Accordingly, Congress’s special 5.25% rate caused the tax haven subsidiaries to force the “chump” American companies to reduce American payroll and capital expenditures by $4 to $5 trillion in order to repay the tax haven subsidiaries.

This was confirmed by the U.S. Federal Reserve complaining loudly and often that the “chump” American companies were in desperate need of loans which were not available.

So, of course, if Congress was going to require the “chump” American companies to throw 10% of America’s workers out of their jobs, their homes would be foreclosed because there were no new hires to buy their homes.

This would have happened whether or not there had ever been any subprime mortgages.
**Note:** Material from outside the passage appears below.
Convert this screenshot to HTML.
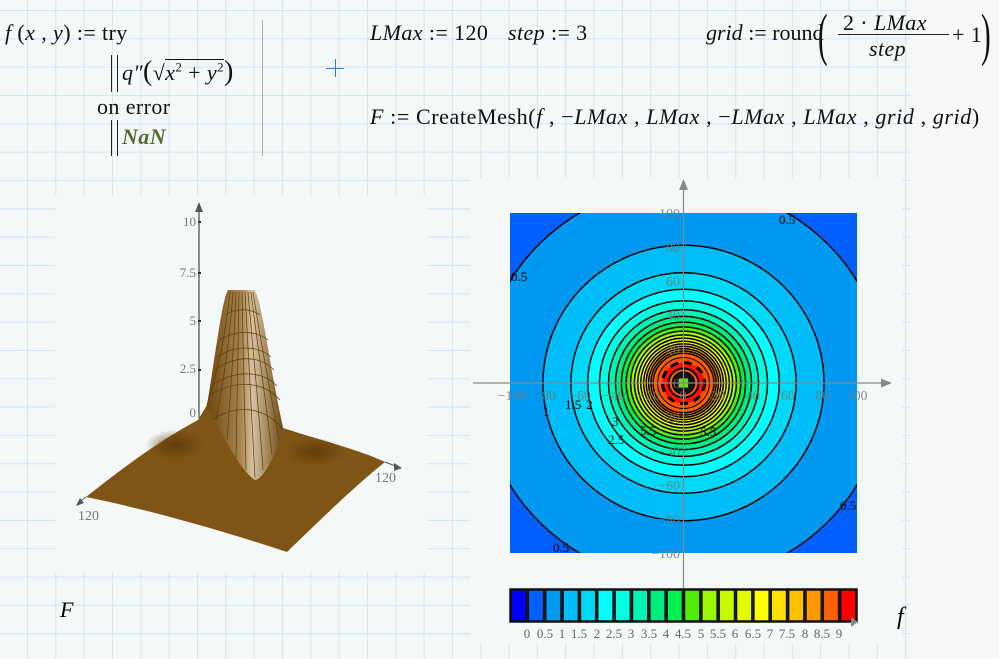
<!DOCTYPE html>
<html><head><meta charset="utf-8"><style>
html,body{margin:0;padding:0;}
body{width:999px;height:659px;position:relative;overflow:hidden;background:#f6f9f8;font-family:"Liberation Serif",serif;}
#grid{position:absolute;left:0;top:0;width:910px;height:659px;background-color:#f4f8f6;
background-image:linear-gradient(to right,#d3e5f3 1px,transparent 1px),linear-gradient(to bottom,#d3e5f3 1px,transparent 1px);
background-size:28.33px 28.33px;background-position:27px 10px;}
.t{position:absolute;font-size:22px;color:#111;white-space:nowrap;line-height:1;letter-spacing:0.4px;}
i{font-style:italic;}
.pl{position:absolute;background:#f4f8f6;}
</style></head><body>
<div id="grid"></div>
<div class="pl" style="left:55px;top:195px;width:372px;height:378px"></div>
<div class="pl" style="left:470px;top:178px;width:432px;height:465px"></div>

<div class="t" style="left:5px;top:22px"><i>f</i> (<i>x</i> , <i>y</i>) := try</div>
<div style="position:absolute;left:111px;top:55px;width:5px;height:37px;border-left:1px solid #222;border-right:1px solid #222"></div>
<div class="t" style="left:122px;top:58px"><i>q″</i><span style="font-size:28px">(</span>√<span style="border-top:1px solid #111"><i>x</i><sup style="font-size:13px">2</sup> + <i>y</i><sup style="font-size:13px">2</sup></span><span style="font-size:28px">)</span></div>
<div class="t" style="left:97px;top:96px">on error</div>
<div style="position:absolute;left:111px;top:120px;width:5px;height:36px;border-left:1px solid #222;border-right:1px solid #222"></div>
<div class="t" style="left:122px;top:126px;color:#556b2f;font-weight:bold;font-style:italic">NaN</div>
<div style="position:absolute;left:262px;top:20px;width:1px;height:136px;background:#aaa"></div>
<div style="position:absolute;left:326px;top:68px;width:18px;height:1px;background:#2a7de1"></div>
<div style="position:absolute;left:335px;top:59px;width:1px;height:18px;background:#2a7de1"></div>

<div class="t" style="left:370px;top:22px"><i>LMax</i> := 120</div>
<div class="t" style="left:508px;top:22px"><i>step</i> := 3</div>
<div class="t" style="left:706px;top:22px;letter-spacing:0">
<i>grid</i> := round</div>
<div class="t" style="left:818px;top:6px;font-size:58px;transform:scaleX(.5);transform-origin:left">(</div>
<div class="t" style="left:843px;top:12px">2 · <i>LMax</i></div>
<div style="position:absolute;left:838px;top:34px;width:111px;height:1px;background:#222"></div>
<div class="t" style="left:869px;top:38px"><i>step</i></div>
<div class="t" style="left:952px;top:24px">+ 1</div>
<div class="t" style="left:981px;top:6px;font-size:58px;transform:scaleX(.5);transform-origin:left">)</div>
<div class="t" style="left:370px;top:106px;letter-spacing:0.6px"><i>F</i> := CreateMesh(<i>f</i> , −<i>LMax</i> , <i>LMax</i> , −<i>LMax</i> , <i>LMax</i> , <i>grid</i> , <i>grid</i>)</div>

<svg style="position:absolute;left:0;top:0" width="999" height="659">
<defs>
<clipPath id="sq"><rect x="510" y="213" width="347" height="340"/></clipPath>
<linearGradient id="pk" x1="0" x2="1" y1="0" y2="0">
<stop offset="0" stop-color="#6e4710"/><stop offset="0.45" stop-color="#a88550"/><stop offset="0.6" stop-color="#d4c2a0"/><stop offset="1" stop-color="#6e4710"/>
</linearGradient>
<radialGradient id="dk1" cx="0.5" cy="0.5" r="0.5"><stop offset="0" stop-color="#5a3808" stop-opacity=".8"/><stop offset="1" stop-color="#5a3808" stop-opacity="0"/></radialGradient>
</defs>
<line x1="199" y1="205" x2="199" y2="418" stroke="#555" stroke-width="1.3"/>
<path d="M195,212 L199,202 L203,212Z" fill="#555"/>
<g fill="#777" font-size="13" font-family="Liberation Serif" text-anchor="end">
<text x="196" y="226">10</text><text x="196" y="277">7.5</text><text x="196" y="325">5</text><text x="196" y="373">2.5</text><text x="196" y="417">0</text></g>
<g fill="#333"><rect x="198" y="221" width="3" height="2"/><rect x="198" y="272" width="3" height="2"/><rect x="198" y="320" width="3" height="2"/><rect x="198" y="369" width="3" height="2"/></g>
<path d="M86,497 C120,470 160,440 198,420 L207,405 C215,360 222,300 228,290 L254,290 C262,300 270,370 283,428 C320,440 360,450 385,462 C350,490 310,530 287,552 C220,530 150,510 86,497 Z" fill="#7f5516"/>
<path d="M207,405 C215,360 222,300 228,290 L254,290 C262,300 270,370 283,428 C275,460 262,480 255,480 C240,470 225,440 207,405Z" fill="url(#pk)"/>
<g stroke="#5e3c0a" stroke-width="0.7" fill="none">
<path d="M230,292 C225,340 215,380 207,405"/><path d="M233,292 C229,350 222,390 216,420"/><path d="M236,292 C234,350 230,400 227,440"/><path d="M239,292 C238,350 237,420 236,458"/><path d="M242,292 C243,350 245,420 246,470"/><path d="M245,292 C248,350 252,420 255,478"/><path d="M248,292 C253,350 259,410 263,470"/><path d="M251,292 C258,350 266,400 272,455"/><path d="M253,292 C262,350 272,400 279,440"/>
<path d="M225,315 C235,308 250,308 260,315"/><path d="M220,340 C235,330 255,330 268,340"/><path d="M217,357 C235,345 258,345 271,357"/><path d="M215,370 C235,355 260,355 274,370"/><path d="M212,385 C235,370 262,370 277,386"/><path d="M210,395 C235,380 262,380 280,400"/><path d="M212,420 C235,405 262,405 282,428"/>
</g>
<ellipse cx="175" cy="445" rx="30" ry="15" fill="url(#dk1)"/>
<ellipse cx="315" cy="452" rx="30" ry="14" fill="url(#dk1)"/>
<line x1="86" y1="497" x2="78" y2="503" stroke="#555"/><path d="M76,506 L80,498 L84,503Z" fill="#555"/>
<line x1="385" y1="462" x2="398" y2="467" stroke="#555"/><path d="M402,468 L394,463 L394,471Z" fill="#555"/>
<text x="78" y="520" fill="#777" font-size="14" font-family="Liberation Serif">120</text>
<text x="375" y="482" fill="#777" font-size="14" font-family="Liberation Serif">120</text>
<text x="60" y="617" font-size="22" font-style="italic" font-family="Liberation Serif">F</text>

<g clip-path="url(#sq)" stroke="#000" stroke-width="1.5">
<rect x="510" y="213" width="347" height="340" fill="#0060ff" stroke="none"/>
<g transform="translate(683.5,383)">
<ellipse rx="202.3" ry="198.2" fill="#0098f0"/>
<ellipse rx="140.5" ry="137.7" fill="#00bcf8"/>
<ellipse rx="112.6" ry="110.3" fill="#00d8f8"/>
<ellipse rx="95.8" ry="93.8" fill="#00ffff"/>
<ellipse rx="84.0" ry="82.3" fill="#00ffe0"/>
<ellipse rx="75.0" ry="73.4" fill="#00f4b8"/>
<ellipse rx="68.0" ry="66.6" fill="#00ec80"/>
<ellipse rx="62.1" ry="60.9" fill="#00f050"/>
<ellipse rx="57.3" ry="56.1" fill="#50ee00"/>
<ellipse rx="52.9" ry="51.9" fill="#98f800"/>
<ellipse rx="49.1" ry="48.1" fill="#c8f800"/>
<ellipse rx="45.8" ry="44.9" fill="#e4fc00"/>
<ellipse rx="42.7" ry="41.8" fill="#ffff00"/>
<ellipse rx="39.9" ry="39.1" fill="#ffe000"/>
<ellipse rx="37.3" ry="36.6" fill="#ffc000"/>
<ellipse rx="34.9" ry="34.2" fill="#ff9800"/>
<ellipse rx="32.6" ry="32.0" fill="#ff7800"/>
<ellipse rx="30.4" ry="29.8" fill="#ff6000"/>
<ellipse rx="26" ry="25.5" fill="#ff5000" stroke-width="1"/>
<ellipse rx="21" ry="20.5" fill="#ff1000" stroke-width="3" stroke-dasharray="8 6"/>
<ellipse rx="15" ry="14.5" fill="#ff6000" stroke-width="2"/>
<ellipse rx="11" ry="11" fill="#111"/>
<rect x="-5" y="-5" width="10" height="10" fill="#66dd22" stroke="#222" stroke-width="1"/>
</g></g>
<g stroke="#888" stroke-width="1.2">
<line x1="683.5" y1="182" x2="683.5" y2="590"/><line x1="473" y1="383" x2="888" y2="383"/></g>
<path d="M679,190 L683.5,179 L688,190Z" fill="#888"/><path d="M881,378.5 L892,383 L881,387.5Z" fill="#888"/>
<g fill="#777" font-size="14" font-family="Liberation Serif" fill-opacity="0.85">
<g text-anchor="end"><text x="680" y="218">100</text><text x="680" y="252">80</text><text x="680" y="286">60</text><text x="680" y="320">40</text><text x="680" y="354">20</text><text x="680" y="388">0</text><text x="680" y="422">−20</text><text x="680" y="456">−40</text><text x="680" y="490">−60</text><text x="680" y="524">−80</text><text x="680" y="558">−100</text></g>
<g text-anchor="middle"><text x="512" y="400">−100</text><text x="545" y="400">−80</text><text x="580" y="400">−60</text><text x="614" y="400">−40</text><text x="649" y="400">−20</text><text x="683" y="400">0</text><text x="718" y="400">20</text><text x="753" y="400">40</text><text x="788" y="400">60</text><text x="822" y="400">80</text><text x="857" y="400">100</text></g>
</g>
<g font-size="13" font-family="Liberation Serif" fill="#000">
<text x="779" y="224">0.5</text><text x="511" y="281">0.5</text><text x="840" y="510">0.5</text><text x="553" y="552">0.5</text>
<text x="543" y="416">1</text><text x="565" y="409">1.5</text><text x="586" y="409">2</text><text x="608" y="444">2.5</text><text x="612" y="426">3</text><text x="640" y="435">5.5</text><text x="700" y="436">5.5</text>
</g>
<g stroke="#111" stroke-width="1.5">
<rect x="510" y="589" width="347" height="33" fill="#222"/>
<g transform="translate(511,590)">
<rect x="0" width="15.3" height="31" fill="#0000ff"/><rect x="17.35" width="15.3" height="31" fill="#0060ff"/><rect x="34.7" width="15.3" height="31" fill="#0098f0"/><rect x="52.05" width="15.3" height="31" fill="#00bcf8"/><rect x="69.4" width="15.3" height="31" fill="#00d8f8"/><rect x="86.75" width="15.3" height="31" fill="#00ffff"/><rect x="104.1" width="15.3" height="31" fill="#00ffe0"/><rect x="121.45" width="15.3" height="31" fill="#00f4b8"/><rect x="138.8" width="15.3" height="31" fill="#00ec80"/><rect x="156.15" width="15.3" height="31" fill="#00f050"/><rect x="173.5" width="15.3" height="31" fill="#50ee00"/><rect x="190.85" width="15.3" height="31" fill="#98f800"/><rect x="208.2" width="15.3" height="31" fill="#c8f800"/><rect x="225.55" width="15.3" height="31" fill="#e4fc00"/><rect x="242.9" width="15.3" height="31" fill="#ffff00"/><rect x="260.25" width="15.3" height="31" fill="#ffe000"/><rect x="277.6" width="15.3" height="31" fill="#ffc000"/><rect x="294.95" width="15.3" height="31" fill="#ff9800"/><rect x="312.3" width="15.3" height="31" fill="#ff6000"/><rect x="329.65" width="15.3" height="31" fill="#ff0000"/>
</g></g>
<path d="M851,617 L858,622 L851,627Z" fill="#888"/>
<g fill="#666" font-size="13" font-family="Liberation Serif" text-anchor="middle">
<text x="527" y="638">0</text><text x="545" y="638">0.5</text><text x="562" y="638">1</text><text x="579" y="638">1.5</text><text x="597" y="638">2</text><text x="614" y="638">2.5</text><text x="631" y="638">3</text><text x="649" y="638">3.5</text><text x="666" y="638">4</text><text x="683" y="638">4.5</text><text x="701" y="638">5</text><text x="718" y="638">5.5</text><text x="735" y="638">6</text><text x="753" y="638">6.5</text><text x="770" y="638">7</text><text x="787" y="638">7.5</text><text x="805" y="638">8</text><text x="822" y="638">8.5</text><text x="839" y="638">9</text>
</g>
<text x="897" y="624" font-size="24" font-style="italic" font-family="Liberation Serif">f</text>
</svg>
</body></html>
This was documented most recently at viewtopic.php?f=23&t=1685&sid=4eb4cccc5 ... 1cb2a4243c which contains a sample of our 12/26/2017 four-page letters to the Presidents of each of the 12 Regional Federal Reserve Banks in order to (A) tutor the 12 Regional Federal Reserve Presidents about the true cause of the 2008-2011 economic meltdown, (B) educate the 12 Presidents that the same thing was about to happen all over again because another $4 to $5 trillion had piled up since the 2008-2011 meltdown in the tax haven subsidiaries from exporting American jobs and Congress had eliminated the tax on such profits beginning 1/1/2018, (C) point out to the 12 Presidents that their Regional Federal Reserve Banks have the authority under such circumstances to make the replacement loans to the “chump” American companies, and (D) put the 12 Presidents on notice that they would be derelict in their duty if, armed with this knowledge, they permitted another economic meltdown comparable to 2008-2011.

The proof was in the pudding!

American did not experience another economic meltdown!

And John Karls was polite in refraining from pointing out in his Short Quizzes and in the Suggested Discussion Outline how Prof. Matthew Jackson spent an entire Chapter in The Human Network perpetuating a myth.